Let’s say you run a mobile app business. You can collect user data such as which country users are from, what device they are using, their gender, age, and how much money they spend using your app. After you’ve had a good amount of data, you can process this data and create segmentations and personas based on your previous or current users. After this point, you can use this knowledge to get a fast estimation about your new users, how they are likely to behave and use your application. You can use different marketing for your product based on your user’s segmentation to increase your profits.

flow

Creating Personas

To be able to create accurate personas collecting the data is not enough. First, we have to process the data to a form that holds information in categories. And since we are collecting user data based on their purchases, there may be duplicates in our data. The same customer can make 2 purchases and appear as 2 different customers.

concatenation

Exploring and Processing the Data

Let’s go through exploring and processing the data step by step. Let’s start with exploratory data analysis(EDA).

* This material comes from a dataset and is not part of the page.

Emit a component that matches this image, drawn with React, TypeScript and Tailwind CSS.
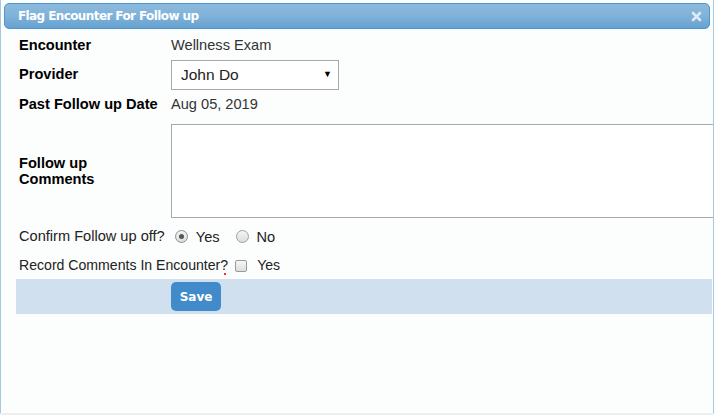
export default function App() {
  return (
    <div className="h-[415px] w-[716px] overflow-hidden bg-white" style={{ fontFamily: '"Liberation Sans", Arial, sans-serif' }}>
      <div className="relative h-[413px] w-[714px] overflow-hidden border-x border-[#a6c9e2] bg-[#fcfdfd]">
        {/* Title bar */}
        <div className="mx-[3px] mt-[3px] flex h-[26px] items-center justify-between rounded-[5px] border border-[#4f96d1] bg-gradient-to-b from-[#8bbadd] via-[#80b2d9] to-[#65a1d0] pl-[13px] pr-[7px]">
          <span className="text-[12px] font-bold text-white" style={{ fontFamily: '"DejaVu Sans", Verdana, sans-serif', letterSpacing: '-0.6px' }}>
            Flag Encounter For Follow up
          </span>
          <svg width="11" height="11" viewBox="0 0 11 11">
            <path d="M2 2 L9 9 M9 2 L2 9" stroke="#dfeaf5" strokeWidth="2.6" strokeLinecap="round" />
          </svg>
        </div>

        <div className="pl-[18px] pt-[7px] text-[14.6px] text-[#222]">
          <div className="flex h-[19px] items-center">
            <div className="w-[152px] shrink-0 font-bold text-black">Encounter</div>
            <div className="text-[#333]">Wellness Exam</div>
          </div>
          <div className="mt-[5px] flex h-[30px] items-center">
            <div className="w-[152px] shrink-0 font-bold text-black">Provider</div>
            <div className="flex h-[30px] w-[168px] items-center justify-between border border-[#a9a9a9] bg-white pl-[9px] pr-[6px]">
              <span className="text-[15.5px] text-[#222]">John Do</span>
              <span className="text-[9px] text-black">▼</span>
            </div>
          </div>
          <div className="mt-[5px] flex h-[19px] items-center">
            <div className="w-[152px] shrink-0 font-bold text-black">Past Follow up Date</div>
            <div className="text-[#333]">Aug 05, 2019</div>
          </div>
          <div className="mt-[10px] flex h-[94px] items-center">
            <div className="w-[152px] shrink-0 font-bold leading-[16px] text-black">
              Follow up
              <br />
              Comments
            </div>
            <div className="h-[94px] w-[580px] shrink-0 border border-[#a9a9a9] bg-white" />
          </div>
          <div className="mt-[9px] flex h-[19px] items-center text-[#222]">
            <span>Confirm Follow up off?</span>
            <span className="ml-[10px] flex h-[13px] w-[13px] items-center justify-center rounded-full border border-[#8f8f8f] bg-gradient-to-b from-[#f4f4f4] to-[#dcdcdc]">
              <span className="h-[5px] w-[5px] rounded-full bg-[#555]" />
            </span>
            <span className="ml-[8px] mt-[3px]">Yes</span>
            <span className="ml-[16px] h-[13px] w-[13px] rounded-full border border-[#a0a0a0] bg-gradient-to-b from-[#f4f4f4] to-[#dcdcdc]" />
            <span className="ml-[8px] mt-[3px]">No</span>
          </div>
          <div className="mt-[10px] flex h-[19px] items-center text-[14.1px] text-[#222]">
            <span className="relative">
              Record Comments In Encounter?
              <span className="absolute bottom-[1px] right-[2px] h-[2px] w-[2px] bg-[#e33]" />
            </span>
            <span className="ml-[7px] h-[12px] w-[12px] rounded-[2px] border border-[#9a9a9a] bg-gradient-to-b from-[#f6f6f6] to-[#dedede]" />
            <span className="ml-[10px] mt-[1px]">Yes</span>
          </div>
        </div>

        <div className="ml-[15px] mt-[4px] flex h-[35px] w-[696px] items-center bg-[#d0e0ee] pl-[155px]">
          <button className="h-[29px] w-[50px] rounded-[5px] bg-[#428bca] text-[12px] font-bold text-white" style={{ fontFamily: '"DejaVu Sans", Verdana, sans-serif' }}>
            Save
          </button>
        </div>
      </div>
      <div className="h-[2px] w-[714px] bg-[#eeeeee]" />
    </div>
  );
}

# Unique Sources and Frequencies
df.SOURCE.value_counts()

# Unique Prices and Frequencies
df.PRICE.value_counts()

# Unique Countries and Frequencies
df.COUNTRY.value_counts()

# Total Income Accumulated by Countries
df.groupby('COUNTRY').PRICE.sum()

# Average Income Accumulated by Countries
df.groupby('COUNTRY').PRICE.mean()

# Average Income Accumulated by Sources
df.groupby('SOURCE').PRICE.mean()

# Average Income Accumulated by Countries and Sources
df.groupby(['COUNTRY', 'SOURCE']).PRICE.mean()

# Average Income Accumulated by Countries, Sources, Sex and Age
df.groupby(['COUNTRY', 'SOURCE', 'SEX', 'AGE']).PRICE.mean()

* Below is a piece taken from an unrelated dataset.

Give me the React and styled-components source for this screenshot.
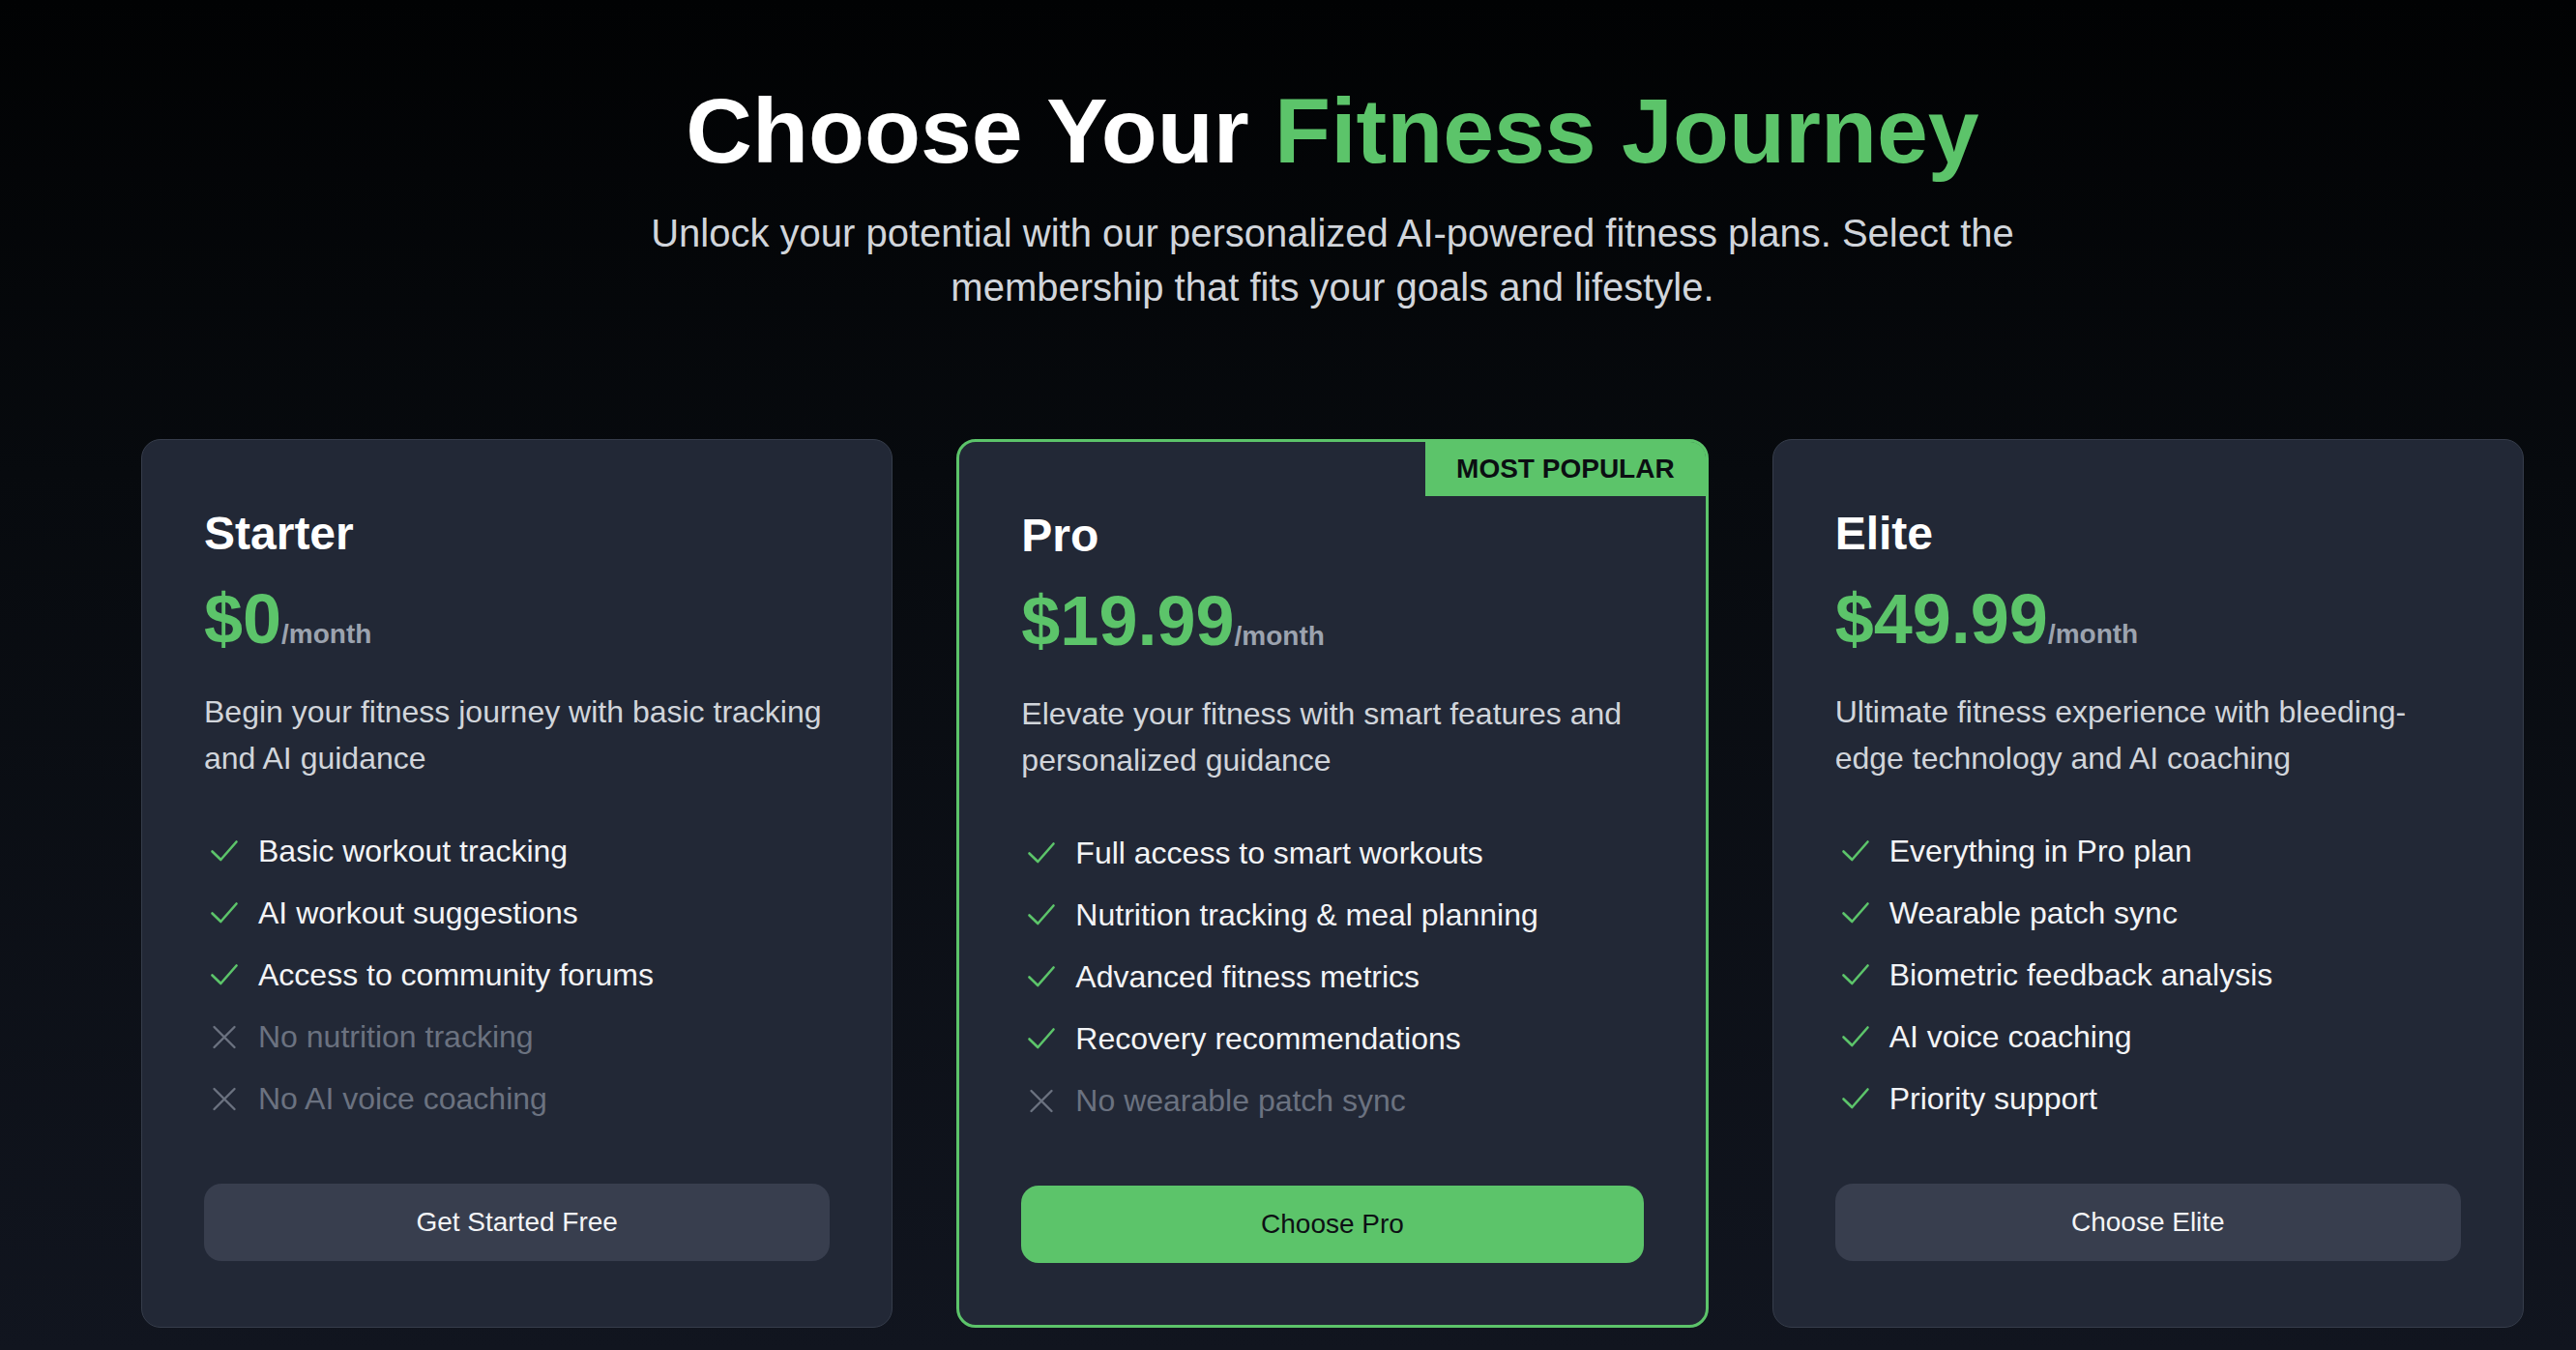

EDA gave us a quick overview of our data can be seen below.

There are 2 unique sources, 6 unique prices, and 6 unique countries available in the dataset. The minimum age is 15 while the maximum is 66. Brazil is the country with the most money spent while Turkey has the highest money spent per person.

eda

Based on our EDA we can create an aggregated dataframe, sort the values by price in descending order and reset the dataframe’s index to fix possible level issues later on. We will call this dataframe agg_df.

# Creating an aggregated dataframe for mean values
agg_df = df.groupby(['COUNTRY',
                     'SOURCE',
                     'SEX',
                     'AGE']).PRICE.mean().sort_values(ascending=False)

# Reseting index to fix level issues on our dataframe
agg_df = agg_df.reset_index()

aggregated

This aggregated dataframe still doesn’t hold information in categories and can’t be generalized and used for estimation. It still suffers from the same problem we discussed earlier. Unless we don’t put in the exact age available in the dataset we won’t get an estimate. To fix this do the following:

# Creating age categories which will hold information in "buckets"
agg_df['AGE_CAT'] = pd.cut(x=agg_df['AGE'], bins=[0, 18, 23, 30, 40, 66, 100],
                           labels=["0_18", "19_23", "24_30", "31_40", "41_66",
                                   "67_100"])

age-categories

Now we will put the information in our columns in an easily reproducible format.

# Concatenating columns
agg_df['customers_level_based'] = agg_df[
    ['COUNTRY', 'SOURCE', 'SEX', 'AGE_CAT']].apply(
    lambda x: x.str.upper()).agg(
    "_".join, axis=1)

rule-based

After grouping up and concatenating our columns there’s still a major problem. Since we hold information in categories called personas, there will be duplicates.

For example, there will be a FRA_ANDROID_FEMALE_24_30 persona for every entry available between ages 24 to 30. To fix this we group by customers_level_based column and get the mean price for the category.

# Removing duplicate categories
agg_df = agg_df.groupby(
    'customers_level_based').PRICE.mean().reset_index()

# Sorting values
agg_df.sort_values('PRICE', ascending=False, inplace=True)

# Reseting index for fixing level issues
agg_df.reset_index(inplace=True, drop=True)

Since we created our personas and removed duplicates, now we can create our segments.

# Creating segment by quantiles (A: best, D: worst)
agg_df['SEGMENT'] = pd.qcut(agg_df.PRICE, 4, labels=['D', 'C', 'B', 'A'])

segments

Now we have ourselves rule-based classified data that we can use to get quick about our new user’s estimated spending and segment information.